*Task instructions:* Which lines below hold the word "components"? Report each one.

%%

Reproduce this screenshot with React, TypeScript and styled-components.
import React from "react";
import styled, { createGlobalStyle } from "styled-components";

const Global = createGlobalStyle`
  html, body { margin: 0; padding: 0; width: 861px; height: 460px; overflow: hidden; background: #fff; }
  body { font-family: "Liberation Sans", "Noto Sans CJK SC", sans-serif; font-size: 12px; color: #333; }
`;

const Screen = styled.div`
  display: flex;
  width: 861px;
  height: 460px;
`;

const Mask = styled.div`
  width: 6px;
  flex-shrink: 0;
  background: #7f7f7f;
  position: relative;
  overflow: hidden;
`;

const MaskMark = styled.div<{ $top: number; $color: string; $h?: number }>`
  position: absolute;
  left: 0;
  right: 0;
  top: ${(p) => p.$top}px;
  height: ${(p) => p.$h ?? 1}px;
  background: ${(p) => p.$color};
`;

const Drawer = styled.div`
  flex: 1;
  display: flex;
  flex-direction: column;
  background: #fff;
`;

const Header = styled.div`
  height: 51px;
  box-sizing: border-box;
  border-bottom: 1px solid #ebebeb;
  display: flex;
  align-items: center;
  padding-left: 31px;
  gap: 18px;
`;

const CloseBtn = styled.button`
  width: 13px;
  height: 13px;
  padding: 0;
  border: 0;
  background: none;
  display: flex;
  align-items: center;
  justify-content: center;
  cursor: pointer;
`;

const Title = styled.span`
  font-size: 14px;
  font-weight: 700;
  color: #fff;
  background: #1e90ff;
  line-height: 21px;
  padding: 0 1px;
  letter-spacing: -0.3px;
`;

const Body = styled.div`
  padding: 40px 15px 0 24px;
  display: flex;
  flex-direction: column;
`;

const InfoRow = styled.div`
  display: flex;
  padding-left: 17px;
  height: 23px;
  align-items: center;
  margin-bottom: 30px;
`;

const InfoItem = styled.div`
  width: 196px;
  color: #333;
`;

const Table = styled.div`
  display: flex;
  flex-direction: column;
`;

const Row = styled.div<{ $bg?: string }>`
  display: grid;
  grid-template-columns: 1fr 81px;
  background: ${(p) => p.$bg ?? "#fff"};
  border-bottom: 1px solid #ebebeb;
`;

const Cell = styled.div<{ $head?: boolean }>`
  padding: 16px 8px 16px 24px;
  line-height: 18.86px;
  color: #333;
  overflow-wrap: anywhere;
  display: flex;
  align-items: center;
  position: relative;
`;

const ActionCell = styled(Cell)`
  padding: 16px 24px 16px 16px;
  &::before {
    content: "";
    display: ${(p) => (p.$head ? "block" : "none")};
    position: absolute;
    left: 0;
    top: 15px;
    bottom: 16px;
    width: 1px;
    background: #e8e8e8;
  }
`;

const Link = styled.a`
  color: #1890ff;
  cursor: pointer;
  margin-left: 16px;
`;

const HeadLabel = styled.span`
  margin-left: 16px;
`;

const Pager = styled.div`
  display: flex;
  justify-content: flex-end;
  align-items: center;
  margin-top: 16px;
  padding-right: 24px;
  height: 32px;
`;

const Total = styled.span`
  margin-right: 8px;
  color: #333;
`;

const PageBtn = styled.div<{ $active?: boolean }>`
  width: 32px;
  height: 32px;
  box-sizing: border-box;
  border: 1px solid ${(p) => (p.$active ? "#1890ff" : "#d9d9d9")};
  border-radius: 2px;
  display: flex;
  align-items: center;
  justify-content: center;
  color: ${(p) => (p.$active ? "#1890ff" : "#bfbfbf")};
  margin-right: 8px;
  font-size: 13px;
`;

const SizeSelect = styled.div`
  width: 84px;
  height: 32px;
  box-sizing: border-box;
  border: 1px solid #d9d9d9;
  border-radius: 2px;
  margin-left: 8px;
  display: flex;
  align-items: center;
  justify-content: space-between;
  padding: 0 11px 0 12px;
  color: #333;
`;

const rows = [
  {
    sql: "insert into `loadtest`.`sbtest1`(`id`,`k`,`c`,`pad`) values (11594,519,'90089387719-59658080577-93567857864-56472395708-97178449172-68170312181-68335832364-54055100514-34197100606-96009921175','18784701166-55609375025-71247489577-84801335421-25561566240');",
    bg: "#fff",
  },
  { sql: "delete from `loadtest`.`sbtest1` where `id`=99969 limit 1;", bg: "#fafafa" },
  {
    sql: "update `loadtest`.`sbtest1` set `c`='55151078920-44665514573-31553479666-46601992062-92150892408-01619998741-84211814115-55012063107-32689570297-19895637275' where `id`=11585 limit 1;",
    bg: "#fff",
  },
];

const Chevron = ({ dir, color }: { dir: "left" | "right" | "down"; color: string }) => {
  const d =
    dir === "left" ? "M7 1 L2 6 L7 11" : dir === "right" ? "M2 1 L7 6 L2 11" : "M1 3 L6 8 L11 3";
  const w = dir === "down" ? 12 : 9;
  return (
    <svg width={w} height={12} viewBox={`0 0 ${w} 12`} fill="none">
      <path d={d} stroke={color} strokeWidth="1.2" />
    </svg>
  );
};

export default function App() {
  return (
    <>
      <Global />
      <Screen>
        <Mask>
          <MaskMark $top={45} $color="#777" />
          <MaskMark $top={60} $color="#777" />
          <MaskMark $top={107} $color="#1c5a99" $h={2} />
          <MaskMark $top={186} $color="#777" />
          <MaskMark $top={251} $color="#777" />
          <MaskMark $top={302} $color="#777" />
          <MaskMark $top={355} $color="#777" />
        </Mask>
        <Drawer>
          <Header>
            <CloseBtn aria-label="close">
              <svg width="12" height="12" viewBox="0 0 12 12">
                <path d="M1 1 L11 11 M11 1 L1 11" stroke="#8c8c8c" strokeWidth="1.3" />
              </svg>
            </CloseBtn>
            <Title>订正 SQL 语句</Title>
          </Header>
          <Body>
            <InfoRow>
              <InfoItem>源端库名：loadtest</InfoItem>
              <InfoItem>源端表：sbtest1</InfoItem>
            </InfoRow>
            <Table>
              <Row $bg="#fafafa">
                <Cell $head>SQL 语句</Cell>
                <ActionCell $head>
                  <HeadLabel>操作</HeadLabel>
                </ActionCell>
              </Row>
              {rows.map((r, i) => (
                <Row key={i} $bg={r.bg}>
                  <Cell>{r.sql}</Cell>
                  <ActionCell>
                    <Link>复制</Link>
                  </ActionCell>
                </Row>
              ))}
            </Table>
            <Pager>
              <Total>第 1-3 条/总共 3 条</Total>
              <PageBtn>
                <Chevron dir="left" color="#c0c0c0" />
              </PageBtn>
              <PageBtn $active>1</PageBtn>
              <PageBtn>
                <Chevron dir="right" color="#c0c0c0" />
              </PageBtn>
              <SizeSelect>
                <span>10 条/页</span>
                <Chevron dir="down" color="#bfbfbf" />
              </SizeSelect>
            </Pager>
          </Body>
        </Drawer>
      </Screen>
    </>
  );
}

%%

*Output:*
Reproduce this screenshot with React, TypeScript and styled-components.
import styled, { createGlobalStyle } from "styled-components";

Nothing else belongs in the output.